Я жизнью жил пьянящей и прекрасной… - страница 16

Шрифт
Интервал



Отправитель: Эрих Ремарк

Оснабрюк

Хакенштр., 3

Стефану Цвейгу

Оснабрюк, после 22.06.1921


Господин Стефан Цвейг!

Я пишу Вам с самоуверенностью человека, для которого всегда было только или – или, и с тем правом, которое есть у каждого сочинителя! Мне 23 года, я был мальчиком для битья у родителей, перелетной птицей, пастухом, рабочим, солдатом, самоучкой, учителем, писателем. Я нахожусь в данный момент в таких хитросплетениях судьбы, в таком страшном творческом борении (ибо для меня творчество отнюдь не литературное или академическое занятие, но кровавое поприще, когда речь идет о жизни и смерти), так что я нуждаюсь в людях, способных мне помочь. Мне сейчас нужен человек, который мог бы мне что-то подсказать, к которому бы я питал безусловное доверие, которому бы я мог верить и следовать! Я не знаю никого другого, кроме Вас! Ибо Вы обладаете таким тончайшим чувством, проникновением, пониманием другого, какого я до сих пор не находил больше ни в ком. Речь идет как раз о том: Вы не должны сказать, является ли путь, которым я сейчас иду, верным! Я хотел бы послать Вам некоторые отрывки, возникшие в моей борьбе со словом, и услышать Ваш приговор.

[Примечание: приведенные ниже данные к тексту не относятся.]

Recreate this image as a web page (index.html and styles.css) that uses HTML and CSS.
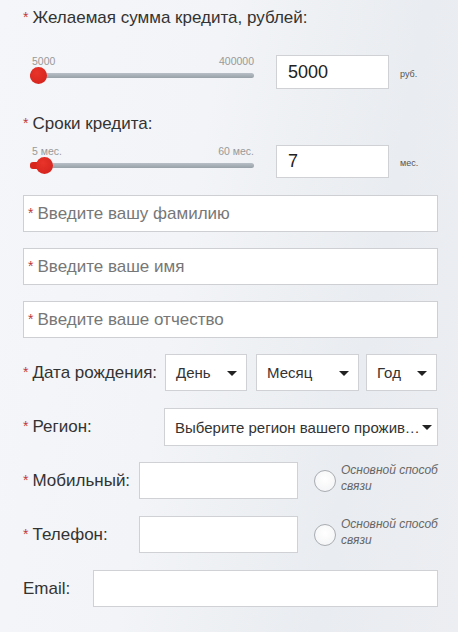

Простите меня, если я не соблюдаю формы вежливости. Я поставил на карту все, и самое последнее, я цепляюсь всем своим существом за малейшую надежду. Пусть и враждебен мир вокруг меня, все разбивается в беспощадном свете моих глаз, мои собственные насмешки и унижения пожирают мою жизнь; но снова и снова громогласно встает во мне загадочная звездная радуга и омывает меня в мучительном одиночестве и в еще оставшемся счастье движения вперед. Для меня речь идет о жизни и смерти. Или я сломаюсь, или я пробьюсь. Так прочно связаны во мне жизнь и творчество, что я никак не могу отделить их друг от друга и безмерно страдаю от того и от другого. Затравленно бегу я от них под тяжестью вопросов и страшной муки осознания своей миссии и стою теперь на краю пропасти: действительно ли это моя миссия, или это только ухмылка скопившихся противоречий, разъедаемых дикими битвами и галлюцинациями миссионерства? Тогда лучше сразу в пропасть – в легкое как пух ничто.

Я обращаюсь к Вам, господин Цвейг, и прошу Вас как человек человека: напишите мне, могу ли я послать на Ваш суд несколько стихотворений, которые высыпались как осколки в дикой борьбе за крупное сочинение. Я не могу себе позволить включить их в это письмо.